Pertama. Penyusunan konsep dan implementasi pendidikan seks di sekolah. Dalam kurikulum merdeka, dapat dilakukan melalui kegiatan Kokurikuler, Ekstrakurikuler, dan Projek Penguatan Profil Pelajar Pancasila, terutama pada tema Bangunlah Jiwa dan Raganya. Dengan istilah Pendidikan Seks. Bila tidak demikian, pembelajaran tentang seks yang masih dianggap tabu oleh masyarakat itu akhirnya memicu keingintahuan anak-anak yang hanya terfasilitasi untuk mempelajarinya melalui internet, tanpa ada pendampingan secara terbuka dan pasrtisipatif.

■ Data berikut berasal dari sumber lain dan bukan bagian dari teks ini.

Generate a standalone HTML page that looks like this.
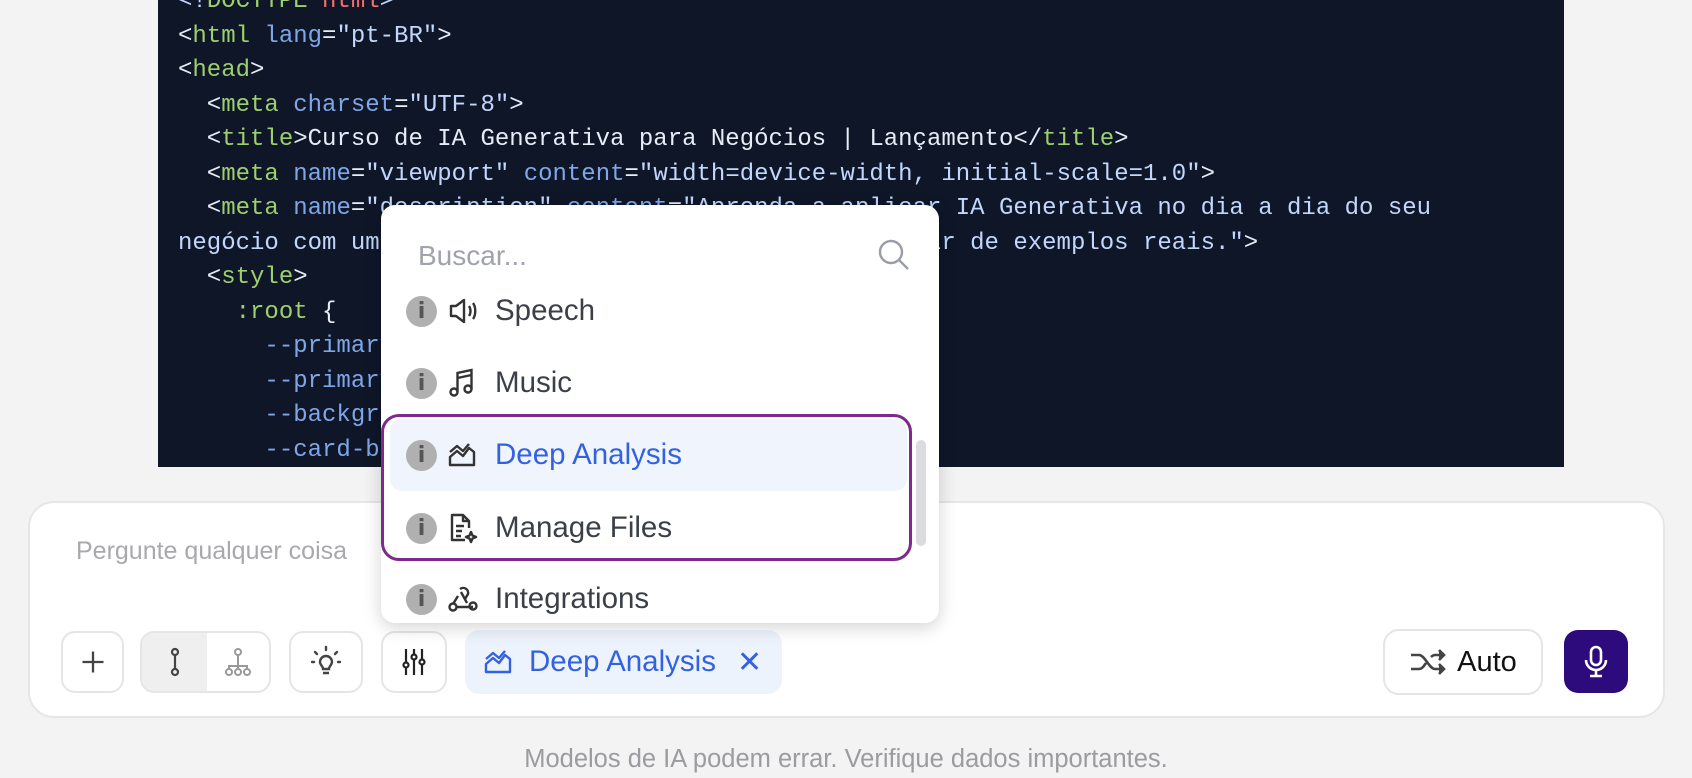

Kedua. Mendorong adanya topik di pendidikan agama, dakwah agama, hingga pengajian atau kajian rutin keagamaan yang membahas tentang larangan atas Perkawinan Usia Anak (PUA) dan nikah sirri. Dalam Islam, topik-topik itu sudah muncul dari para tokoh agama yang mengarusutamakan pemahaman keagamaan yang substantif dan kontekstual. Dengan harapan, terjadi praktik interlegalitas antara hukum agama, budaya, dan Negara yang sinergis dan sesuai dengan kebutuhan zaman dan dapat menciptakan kemaslahatan bersama.
Bagaimana ketika terjadi perzinahan? Bagaimana ketika pernikahan anak itu berkaitan dengan persoalan pemahaman orang tua hingga persoalan ekonomi keluarga? Bagaimana ketika sudah terjadi Kehamilan Tak Direncanakan (KTD)? Itu menjadi beberapa pertanyaan yang mendukung betapa penting dan dibutuhkannya pengarusutamaan topik pendidikan seks di dalam pendidikan agama.